A recent study has found that sleep aromatherapy may notably enhance memory, suggesting a non-invasive method protect against dementia.
A new study by neuroscientists from the University of California, Irvine indicates that exposure to scent during sleep can notably enhance memory. Researchers say the findings indicate a non-invasive method to bolster memory and potentially protect against dementia.
Releasing a scent into the bedrooms of older adults for two hours nightly over a span of six months, was found to be associated with significant memory improvements. According to a media release, study participants experienced a 226% increase in cognitive capacity compared to a control group.
Men and women aged 60 to 85 without memory impairment were divided into two groups and given a diffuser and seven cartridges, each containing a single and different natural oil. The enriched group received full-strength cartridges and the control group received the oils in tiny amounts. Participants put a different cartridge into the diffuser each evening before going to bed, and it activated for two hours as they slept.

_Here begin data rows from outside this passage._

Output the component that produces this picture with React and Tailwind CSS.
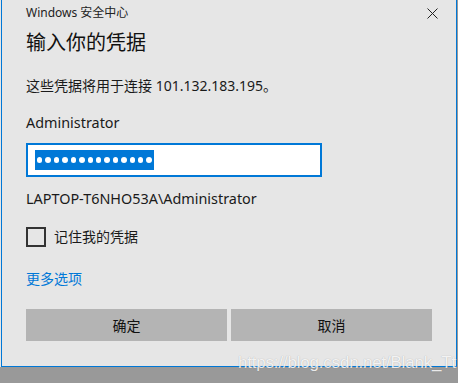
import React from "react";

const font = { fontFamily: '"Segoe UI", "Noto Sans", "Noto Sans CJK SC", sans-serif' };

export default function App() {
    return (
        <div className="relative w-[458px] h-[383px] bg-[#999999] overflow-hidden" style={font}>
            <div className="h-[367px] pl-px bg-[#e6e6e6] w-[457px]">
                <div className="h-full border-l border-r border-b border-[#0078d7] bg-[#e6e6e6] text-[#1a1a1a] flex flex-col pl-[24px] pr-[24px]">
                    {/* title bar */}
                    <div className="flex items-center justify-between h-[25px] pt-[1px]">
                        <span className="text-[12px] text-[#222]">Windows 安全中心</span>
                        <svg className="w-[11px] h-[11px] mr-[-6px]" viewBox="0 0 11 11">
                            <path d="M0.5 0.5 L10.5 10.5 M10.5 0.5 L0.5 10.5" stroke="#222" strokeWidth="1" />
                        </svg>
                    </div>

                    <h1 className="text-[20px] leading-[28px] mt-[4px] text-[#111]">输入你的凭据</h1>

                    <p className="text-[14px] leading-[20px] mt-[19px]">这些凭据将用于连接 101.132.183.195。</p>

                    <p className="text-[14.4px] leading-[20px] mt-[17px]">Administrator</p>

                    <div className="mt-[10px] w-[296px] h-[34px] border-2 border-[#0078d7] bg-white flex items-center pl-[7px]">
                        <div className="h-[20px] w-[119px] bg-[#0078d7] flex items-center gap-[3px] px-[2px]">
                            {Array.from({ length: 14 }).map((_, i) => (
                                <span key={i} className="w-[6px] h-[6px] rounded-full bg-white" />
                            ))}
                        </div>
                    </div>

                    <p className="text-[14.4px] leading-[20px] mt-[12px]">LAPTOP-T6NHO53A\Administrator</p>

                    <div className="flex items-center mt-[18px]">
                        <span className="w-[20px] h-[20px] border-2 border-[#333] box-border" />
                        <span className="text-[14px] leading-[20px] ml-[8px]">记住我的凭据</span>
                    </div>

                    <a className="text-[14px] leading-[20px] mt-[22px] text-[#0078d7]">更多选项</a>

                    <div className="flex gap-[4px] mt-[20px]">
                        <button className="w-[201px] h-[32px] bg-[#b4b4b4] text-[14px] text-[#111]">确定</button>
                        <button className="w-[201px] h-[32px] bg-[#b4b4b4] text-[14px] text-[#111]">取消</button>
                    </div>
                </div>
            </div>

            <span
                className="absolute left-[238px] top-[350px] text-[17px] text-white/85 tracking-[-0.2px]"
                style={{ fontFamily: '"Liberation Sans", Arial, sans-serif', textShadow: "0 0 1px rgba(0,0,0,0.3)" }}
            >
                https://blog.csdn.net/Blank_Tt
            </span>
        </div>
    );
}
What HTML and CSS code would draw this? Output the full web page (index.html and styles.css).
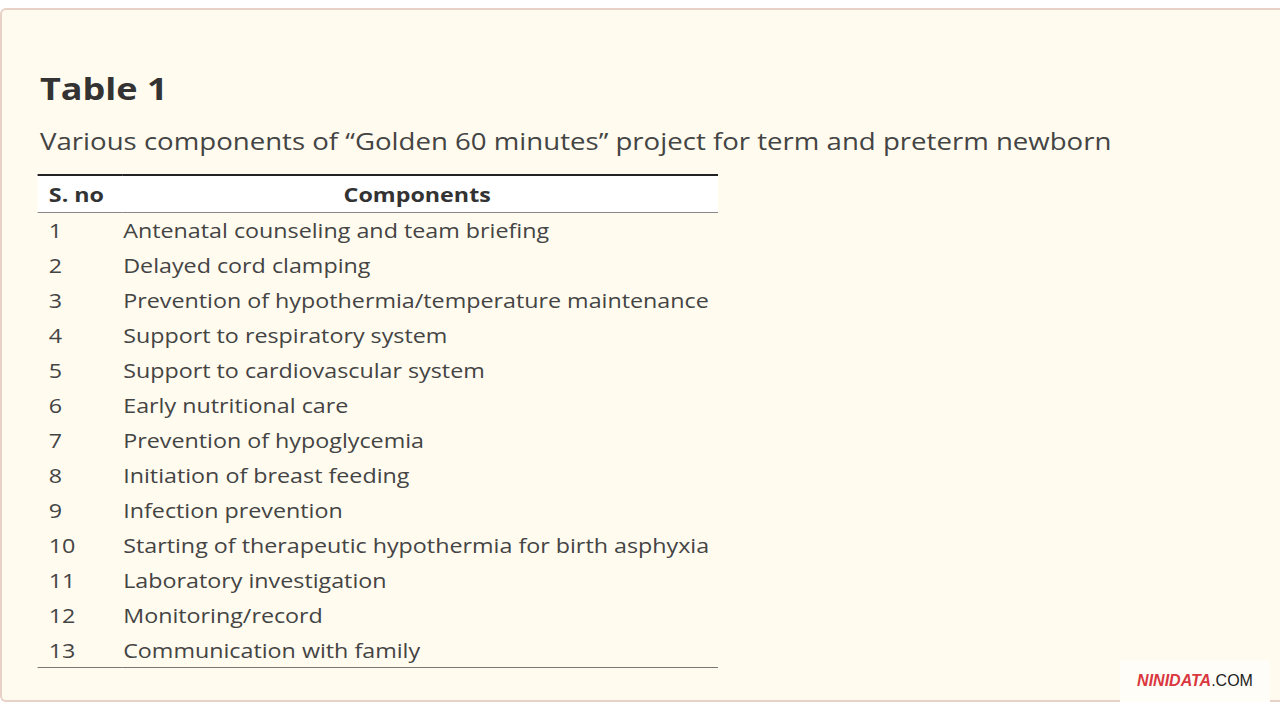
FILE: index.html
```html
<!DOCTYPE html>
<html lang="en">
<head>
<meta charset="utf-8">
<title>Table 1</title>
<link rel="stylesheet" href="styles.css">
</head>
<body>
<div class="card">
  <div class="content">
    <h2 class="title">Table 1</h2>
    <p class="caption">Various components of “Golden 60 minutes” project for term and preterm newborn</p>
    <table class="data">
      <thead>
        <tr><th class="c-no">S. no</th><th class="c-comp">Components</th></tr>
      </thead>
      <tbody>
        <tr><td>1</td><td>Antenatal counseling and team briefing</td></tr>
        <tr><td>2</td><td>Delayed cord clamping</td></tr>
        <tr><td>3</td><td>Prevention of hypothermia/temperature maintenance</td></tr>
        <tr><td>4</td><td>Support to respiratory system</td></tr>
        <tr><td>5</td><td>Support to cardiovascular system</td></tr>
        <tr><td>6</td><td>Early nutritional care</td></tr>
        <tr><td>7</td><td>Prevention of hypoglycemia</td></tr>
        <tr><td>8</td><td>Initiation of breast feeding</td></tr>
        <tr><td>9</td><td>Infection prevention</td></tr>
        <tr><td>10</td><td>Starting of therapeutic hypothermia for birth asphyxia</td></tr>
        <tr><td>11</td><td>Laboratory investigation</td></tr>
        <tr><td>12</td><td>Monitoring/record</td></tr>
        <tr><td>13</td><td>Communication with family</td></tr>
      </tbody>
    </table>
  </div>
</div>
<div class="watermark"><span class="wm-red">NINIDATA</span><span class="wm-dark">.COM</span></div>
</body>
</html>
```
FILE: styles.css
```css
html, body {
  margin: 0;
  padding: 0;
  background: #ffffff;
  overflow: hidden;
}
body {
  width: 1280px;
  height: 720px;
  font-family: "Open Sans", "Liberation Sans", sans-serif;
  color: #444;
}
.card {
  margin: 8px 0 0 0;
  width: 1280px;
  height: 694px;
  box-sizing: border-box;
  background: #fffbef;
  border: 2px solid #e8d1c6;
  border-right: none;
  border-radius: 6px 0 0 6px;
  padding: 59px 0 0 38px;
  overflow: hidden;
}
.content {
  transform: scaleX(1.2);
  transform-origin: 0 0;
}
.title {
  margin: 0;
  font-size: 30px;
  font-weight: 700;
  color: #333;
  line-height: 40px;
}
.caption {
  margin: 16px 0 0 0;
  font-size: 23px;
  line-height: 32px;
  color: #444;
}
.data {
  margin: 17px 0 0 -1.67px;
  width: 567px;
  border-collapse: collapse;
  font-size: 19.4px;
  color: #444;
}
.data thead tr {
  background: #ffffff;
  border-top: 2px solid #222;
  border-bottom: 1px solid #888;
}
.data th {
  height: 36px;
  padding: 0;
  font-weight: 700;
  color: #333;
}
.data th.c-no {
  text-align: left;
  padding-left: 9px;
  width: 62px;
}
.data th.c-comp {
  text-align: center;
  padding-right: 6px;
}
.data tbody tr {
  height: 35px;
}
.data td {
  padding: 1px 0 0 9px;
  white-space: nowrap;
}
.data td + td {
  padding-left: 0;
}
.data tbody tr:last-child {
  border-bottom: 1px solid #777;
}
.watermark {
  position: absolute;
  left: 1120px;
  top: 660px;
  width: 150px;
  height: 42px;
  background: #fffdf8;
  display: flex;
  align-items: center;
  justify-content: center;
  font-family: "Liberation Sans", Arial, sans-serif;
  font-size: 16px;
  font-weight: 700;
}
.wm-red {
  color: #d9383f;
  font-style: italic;
}
.wm-dark {
  color: #222;
  font-weight: 400;
}
```
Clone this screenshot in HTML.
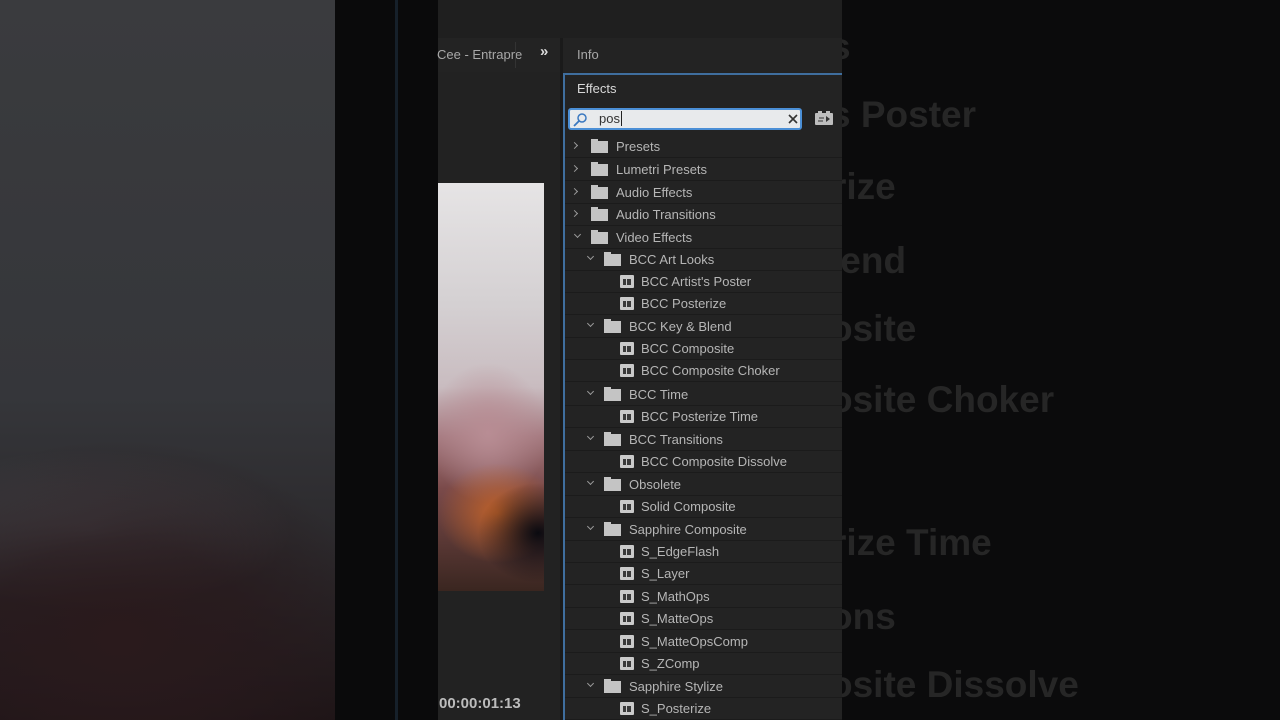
<!DOCTYPE html>
<html><head><meta charset="utf-8"><style>
*{margin:0;padding:0;box-sizing:border-box}
body{width:1280px;height:720px;overflow:hidden;background:#0b0b0c;position:relative;font-family:"Liberation Sans",sans-serif}
.a{position:absolute}
#left{left:0;top:0;width:335px;height:720px;background:
radial-gradient(ellipse 260px 200px at 120px 640px,#2a1a1c 0%,rgba(40,25,28,0.7) 50%,rgba(0,0,0,0) 100%),
radial-gradient(ellipse 200px 80px at 90px 530px,#4a4a4f 0%,rgba(60,60,64,0) 100%),
linear-gradient(180deg,#3a3b3e 0%,#35363a 55%,#2c2a2d 75%,#1d1416 100%)}
#gap{left:335px;top:0;width:103px;height:720px;background:#0a0a0b}
#bline{left:395px;top:0;width:3px;height:720px;background:#16202a}
#mid{left:438px;top:0;width:404px;height:720px;background:#222}
#topbar{left:438px;top:0;width:404px;height:38px;background:#1f1f1f}
.tab{color:#a8a8a8;font-size:13px}
#video{left:438px;top:183px;width:106px;height:408px;background:
radial-gradient(ellipse 60px 50px at 100px 350px,#0a0a10 0%,rgba(10,10,16,0) 100%),
radial-gradient(ellipse 60px 50px at 60px 330px,#c0622a 0%,rgba(190,90,40,0) 100%),
radial-gradient(ellipse 60px 70px at 50px 250px,#b88d94 0%,rgba(184,141,148,0) 100%),
linear-gradient(180deg,#e6e4e5 0%,#d4d0d2 30%,#c9bcc0 50%,#a57a80 62%,#7a4a4a 75%,#3a2620 100%)}
#panel{left:563px;top:73px;width:279px;height:647px;background:#232323;border-left:2px solid #3f6e9e;border-top:2px solid #3f6e9e}
#search{left:568px;top:108px;width:234px;height:22px;background:#e8eaec;border:2px solid #4b8fd6;border-radius:3px}
.row{position:absolute;left:565px;width:277px;height:22px;border-bottom:1px solid #1b1b1b}
.t{position:absolute;top:3px;color:#b6b6b6;font-size:13px;white-space:nowrap}
.ch{position:absolute;top:7px;width:5px;height:5px;border-right:1.3px solid #9a9a9a;border-bottom:1.3px solid #9a9a9a}
.cr{transform:rotate(-45deg)}
.cd{transform:rotate(45deg);top:5px}
.f{position:absolute;top:5px;width:17px;height:12px;background:#c4c4c4}
.f:before{content:"";position:absolute;left:0;top:-2px;width:7px;height:3px;background:#c4c4c4}
.e{position:absolute;top:4px;width:14px;height:13px;background:#cacaca;border-radius:1px}
.e:before{content:"";position:absolute;left:3px;top:4px;width:8px;height:6px;background:#3a3a3a}
.e:after{content:"";position:absolute;left:6px;top:4px;width:1px;height:6px;background:#cacaca}
.ghost{position:absolute;color:#262626;font-size:37px;font-weight:bold;white-space:nowrap;font-family:"Liberation Sans",sans-serif}
</style></head><body>
<div id="left" class="a"></div>
<div id="gap" class="a"></div>
<div id="bline" class="a"></div>
<div id="mid" class="a"></div>
<div id="topbar" class="a"></div>
<div class="a" style="left:438px;top:38px;width:404px;height:34px;background:#232323"></div>
<div class="a tab" style="left:437px;top:47px">Cee - Entrapre</div>
<div class="a" style="left:515px;top:42px;width:1px;height:26px;background:#333"></div>
<div class="a" style="left:540px;top:43px;color:#ddd;font-size:15px;font-weight:bold">»</div>
<div class="a" style="left:560px;top:38px;width:3px;height:682px;background:#1a1a1a"></div>
<div class="a tab" style="left:577px;top:47px">Info</div>
<div id="video" class="a"></div>
<div class="a" style="left:439px;top:695px;color:#bcbcbc;font-size:15px;font-weight:bold">00:00:01:13</div>
<div id="panel" class="a"></div>
<div class="a" style="left:577px;top:81px;color:#d8d8d8;font-size:13px">Effects</div>
<div id="search" class="a"></div>
<svg class="a" style="left:572px;top:112px" width="16" height="16"><circle cx="10" cy="6" r="4" fill="none" stroke="#3a78c0" stroke-width="1.5"/><line x1="7" y1="9" x2="2" y2="14" stroke="#3a78c0" stroke-width="1.8"/></svg>
<div class="a" style="left:599px;top:111px;color:#333;font-size:13px">pos<span style="border-left:1px solid #222;margin-left:1px"></span></div>
<svg class="a" style="left:787px;top:113px" width="12" height="12"><path d="M2 2L10 10M10 2L2 10" stroke="#333" stroke-width="1.6"/></svg>
<svg class="a" style="left:814px;top:110px" width="20" height="17"><rect x="1" y="3" width="18" height="12" rx="1" fill="#bdbdbd"/><rect x="4" y="1" width="4" height="3" fill="#bdbdbd"/><rect x="12" y="1" width="4" height="3" fill="#bdbdbd"/><path d="M12 6L16 9L12 12Z" fill="#333"/><line x1="5" y1="8" x2="10" y2="8" stroke="#333"/><line x1="4" y1="11" x2="9" y2="11" stroke="#333"/></svg>

<div class="row" style="top:136px"><div class="ch cr" style="left:7px"></div><div class="f" style="left:26px"></div><div class="t" style="left:51px">Presets</div></div>
<div class="row" style="top:159px"><div class="ch cr" style="left:7px"></div><div class="f" style="left:26px"></div><div class="t" style="left:51px">Lumetri Presets</div></div>
<div class="row" style="top:182px"><div class="ch cr" style="left:7px"></div><div class="f" style="left:26px"></div><div class="t" style="left:51px">Audio Effects</div></div>
<div class="row" style="top:204px"><div class="ch cr" style="left:7px"></div><div class="f" style="left:26px"></div><div class="t" style="left:51px">Audio Transitions</div></div>
<div class="row" style="top:227px"><div class="ch cd" style="left:10px"></div><div class="f" style="left:26px"></div><div class="t" style="left:51px">Video Effects</div></div>
<div class="row" style="top:249px"><div class="ch cd" style="left:23px"></div><div class="f" style="left:39px"></div><div class="t" style="left:64px">BCC Art Looks</div></div>
<div class="row" style="top:271px"><div class="e" style="left:55px"></div><div class="t" style="left:76px">BCC Artist's Poster</div></div>
<div class="row" style="top:293px"><div class="e" style="left:55px"></div><div class="t" style="left:76px">BCC Posterize</div></div>
<div class="row" style="top:316px"><div class="ch cd" style="left:23px"></div><div class="f" style="left:39px"></div><div class="t" style="left:64px">BCC Key &amp; Blend</div></div>
<div class="row" style="top:338px"><div class="e" style="left:55px"></div><div class="t" style="left:76px">BCC Composite</div></div>
<div class="row" style="top:360px"><div class="e" style="left:55px"></div><div class="t" style="left:76px">BCC Composite Choker</div></div>
<div class="row" style="top:384px"><div class="ch cd" style="left:23px"></div><div class="f" style="left:39px"></div><div class="t" style="left:64px">BCC Time</div></div>
<div class="row" style="top:406px"><div class="e" style="left:55px"></div><div class="t" style="left:76px">BCC Posterize Time</div></div>
<div class="row" style="top:429px"><div class="ch cd" style="left:23px"></div><div class="f" style="left:39px"></div><div class="t" style="left:64px">BCC Transitions</div></div>
<div class="row" style="top:451px"><div class="e" style="left:55px"></div><div class="t" style="left:76px">BCC Composite Dissolve</div></div>
<div class="row" style="top:474px"><div class="ch cd" style="left:23px"></div><div class="f" style="left:39px"></div><div class="t" style="left:64px">Obsolete</div></div>
<div class="row" style="top:496px"><div class="e" style="left:55px"></div><div class="t" style="left:76px">Solid Composite</div></div>
<div class="row" style="top:519px"><div class="ch cd" style="left:23px"></div><div class="f" style="left:39px"></div><div class="t" style="left:64px">Sapphire Composite</div></div>
<div class="row" style="top:541px"><div class="e" style="left:55px"></div><div class="t" style="left:76px">S_EdgeFlash</div></div>
<div class="row" style="top:563px"><div class="e" style="left:55px"></div><div class="t" style="left:76px">S_Layer</div></div>
<div class="row" style="top:586px"><div class="e" style="left:55px"></div><div class="t" style="left:76px">S_MathOps</div></div>
<div class="row" style="top:608px"><div class="e" style="left:55px"></div><div class="t" style="left:76px">S_MatteOps</div></div>
<div class="row" style="top:631px"><div class="e" style="left:55px"></div><div class="t" style="left:76px">S_MatteOpsComp</div></div>
<div class="row" style="top:653px"><div class="e" style="left:55px"></div><div class="t" style="left:76px">S_ZComp</div></div>
<div class="row" style="top:676px"><div class="ch cd" style="left:23px"></div><div class="f" style="left:39px"></div><div class="t" style="left:64px">Sapphire Stylize</div></div>
<div class="row" style="top:698px"><div class="e" style="left:55px"></div><div class="t" style="left:76px">S_Posterize</div></div>

<div class="a" style="left:842px;top:0;width:438px;height:720px;background:#0b0b0c;overflow:hidden">
<div class="ghost" style="left:-12px;top:26px">s</div>
<div class="ghost" style="left:-12px;top:94px">s Poster</div>
<div class="ghost" style="left:-10px;top:166px">rize</div>
<div class="ghost" style="left:-12px;top:240px">lend</div>
<div class="ghost" style="left:-12px;top:308px">osite</div>
<div class="ghost" style="left:-12px;top:379px">osite Choker</div>
<div class="ghost" style="left:-10px;top:522px">rize Time</div>
<div class="ghost" style="left:-12px;top:596px">ons</div>
<div class="ghost" style="left:-12px;top:664px">osite Dissolve</div>
</div>
</body></html>
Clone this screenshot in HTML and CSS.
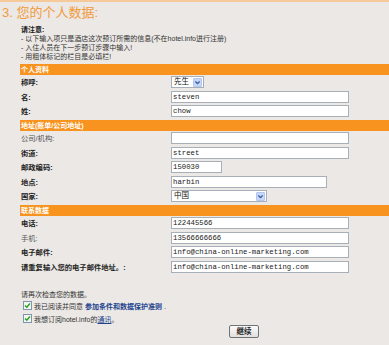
FILE: index.html
```html
<!DOCTYPE html>
<html lang="zh">
<head>
<meta charset="utf-8">
<title>您的个人数据</title>
<link rel="stylesheet" href="styles.css">
</head>
<body>
<div class="page">
  <h1 class="title">3. 您的个人数据:</h1>
  <div class="notes">
    <p class="notice">请注意:</p>
    <p>- 以下输入项只是酒店这次预订所需的信息(不在hotel.info进行注册)</p>
    <p>- 入住人员在下一步预订步骤中输入!</p>
    <p>- 用粗体标记的栏目是必填栏!</p>
  </div>
  <div class="form">
    <div class="section">
      <div class="bar">个人资料</div>
      <div class="row"><span class="label req">称呼:</span>
        <div class="select sel-title"><span class="sel-text">先生</span><span class="sel-arrow"><svg viewBox="0 0 8 8" width="7" height="7"><path d="M1.5 2.8 L4 5.2 L6.5 2.8" fill="none" stroke="#3d5fa8" stroke-width="1.5"/></svg></span></div>
      </div>
      <div class="row"><span class="label req">名:</span><input class="field full" type="text" value="steven"></div>
      <div class="row"><span class="label req">姓:</span><input class="field full" type="text" value="chow"></div>
    </div>
    <div class="section">
      <div class="bar">地址(账单/公司地址)</div>
      <div class="row"><span class="label">公司/机构:</span><input class="field full" type="text" value=""></div>
      <div class="row"><span class="label req">街道:</span><input class="field full" type="text" value="street"></div>
      <div class="row"><span class="label req">邮政编码:</span><input class="field zip" type="text" value="150030"></div>
      <div class="row"><span class="label req">地点:</span><input class="field city" type="text" value="harbin"></div>
      <div class="row"><span class="label req">国家:</span>
        <div class="select sel-country"><span class="sel-text">中国</span><span class="sel-arrow"><svg viewBox="0 0 8 8" width="7" height="7"><path d="M1.5 2.8 L4 5.2 L6.5 2.8" fill="none" stroke="#3d5fa8" stroke-width="1.5"/></svg></span></div>
      </div>
    </div>
    <div class="section">
      <div class="bar">联系数据</div>
      <div class="row"><span class="label req">电话:</span><input class="field full" type="text" value="122445566"></div>
      <div class="row"><span class="label">手机:</span><input class="field full" type="text" value="13566666666"></div>
      <div class="row"><span class="label req">电子邮件:</span><input class="field full" type="text" value="info@china-online-marketing.com"></div>
      <div class="row"><span class="label req">请重复输入您的电子邮件地址。:</span><input class="field full" type="text" value="info@china-online-marketing.com"></div>
    </div>
  </div>
  <div class="footer">
    <p class="check-intro">请再次检查您的数据。</p>
    <div class="check"><span class="box"><svg viewBox="0 0 8 8" width="7" height="7"><path d="M1.2 4 L3.2 6 L6.8 1.8" fill="none" stroke="#21a121" stroke-width="1.6"/></svg></span><span>我已阅读并同意 <a class="terms">参加条件和数据保护准则</a> .</span></div>
    <div class="check"><span class="box"><svg viewBox="0 0 8 8" width="7" height="7"><path d="M1.2 4 L3.2 6 L6.8 1.8" fill="none" stroke="#21a121" stroke-width="1.6"/></svg></span><span>我想订阅hotel.info的<a class="news">通讯</a>。</span></div>
    <div class="actions"><button class="btn" type="button">继续</button></div>
  </div>
</div>
</body>
</html>
```

FILE: styles.css
```css
* { box-sizing: border-box; }
html, body { margin: 0; padding: 0; }
body {
  background: #ebe8e5;
  font-family: "Liberation Sans", "Noto Sans CJK SC", sans-serif;
  font-size: 7px;
  color: #333;
}
.page {
  border-top: 2px solid #f6c99a;
  height: 345px;
  overflow: hidden;
}
.title {
  margin: 3px 0 0 2px;
  font-size: 13px;
  line-height: 16px;
  font-weight: normal;
  color: #f29a3a;
  font-family: "Liberation Sans", "Noto Sans CJK SC", sans-serif;
}
.notes {
  margin: 4px 0 0 21px;
  line-height: 9px;
}
.notes p { margin: 0; }
.notice { font-weight: bold; color: #222; }
.form {
  margin-top: 3px;
  padding-left: 20px;
}
.section + .section { margin-top: 1px; }
.bar {
  height: 11px;
  line-height: 11px;
  background: #f7931e;
  color: #fff;
  font-weight: bold;
  padding-left: 1px;
}
.row {
  display: grid;
  grid-template-columns: 150px 1fr;
  align-items: center;
  height: 14.6px;
  padding-left: 1px;
}
.label { color: #555; font-size: 7.3px; }
.label.req { font-weight: bold; color: #222; }
.field {
  display: block;
  height: 12px;
  margin: 0;
  padding: 0 0 0 1px;
  border: 1px solid #a7b0b8;
  background: #fff;
  font-family: "Liberation Mono", monospace;
  font-size: 7.3px;
  line-height: 10px;
  color: #222;
  outline: none;
}
.full { width: 178px; }
.zip { width: 51px; }
.city { width: 156px; }
.select {
  display: flex;
  align-items: center;
  height: 12px;
  border: 1px solid #a7b0b8;
  background: #fff;
  padding: 0 1px 0 2px;
}
.sel-title { width: 33px; }
.sel-country { width: 96px; }
.sel-text {
  flex: 1;
  font-size: 7.5px;
  line-height: 10px;
  color: #111;
}
.sel-arrow {
  width: 9px;
  height: 9px;
  display: flex;
  align-items: center;
  justify-content: center;
  background: #c7d7f7;
  border: 1px solid #b2c6ee;
  border-radius: 1px;
}
.footer {
  margin-top: 16px;
  padding-left: 21px;
}
.check-intro {
  margin: 0;
  line-height: 9px;
}
.check {
  display: flex;
  align-items: center;
  gap: 2px;
  height: 13px;
  margin-left: 2px;
}
.box {
  width: 9px;
  height: 9px;
  border: 1px solid #7e96ad;
  background: #f4f4f2;
  display: flex;
  align-items: center;
  justify-content: center;
}
.terms {
  color: #1d438f;
  font-weight: bold;
  text-decoration: none;
}
.news {
  color: #1d438f;
  text-decoration: underline;
}
.actions {
  padding-left: 208px;
}
.btn {
  width: 30px;
  height: 13px;
  padding: 0;
  margin: 0;
  border: 1px solid #6f747a;
  border-radius: 2px;
  background: linear-gradient(#fbfbfa, #e0dfdc);
  font-family: "Liberation Sans", "Noto Sans CJK SC", sans-serif;
  font-size: 7.5px;
  font-weight: bold;
  color: #222;
  line-height: 11px;
}
```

The scents they used were rose, orange, eucalyptus, lemon, peppermint, rosemary, and lavender.
“People in the enriched group showed a 226% increase in cognitive performance compared to the control group, as measured by a word list test commonly used to evaluate memory. Imaging revealed better integrity in the brain pathway called the left uncinate fasciculus. This pathway, which connects the medial temporal lobe to the decision-making prefrontal cortex, becomes less robust with age. Participants also reported sleeping more soundly.”
Numerous previous studies suggest that the loss of olfactory capacity may predict development of more than 60 neurological and psychiatric diseases, including Azheimer’s and other dementias, Parkinson’s, schizophrenia, and alcoholism. Researchers have also previously found that exposing people with moderate dementia to up to 40 different odors twice a day over a period of time is associated with improved memory and language skills and decreased levels of depression. The UCI team’s research is an attempt to turn this knowledge into an easy and non-invasive dementia-fighting tool.
“The reality is that over the age of 60, the olfactory sense and cognition starts to fall off a cliff,” said Michael Leon, professor of neurobiology & behavior, in a statement. “But it’s not realistic to think people with cognitive impairment could open, sniff and close 80 odorant bottles daily. This would be difficult even for those without dementia.”
The study’s first author, project scientist Cynthia Woo, said: “That’s why we reduced the number of scents to just seven, exposing participants to just one each time, rather than the multiple aromas used simultaneously in previous research projects. By making it possible for people to experience the odors while sleeping, we eliminated the need to set aside time for this during waking hours every day.”
A product based on the study and designed for people to use at home is expected to come onto the market this fall. The study was supported by Procter & Gamble.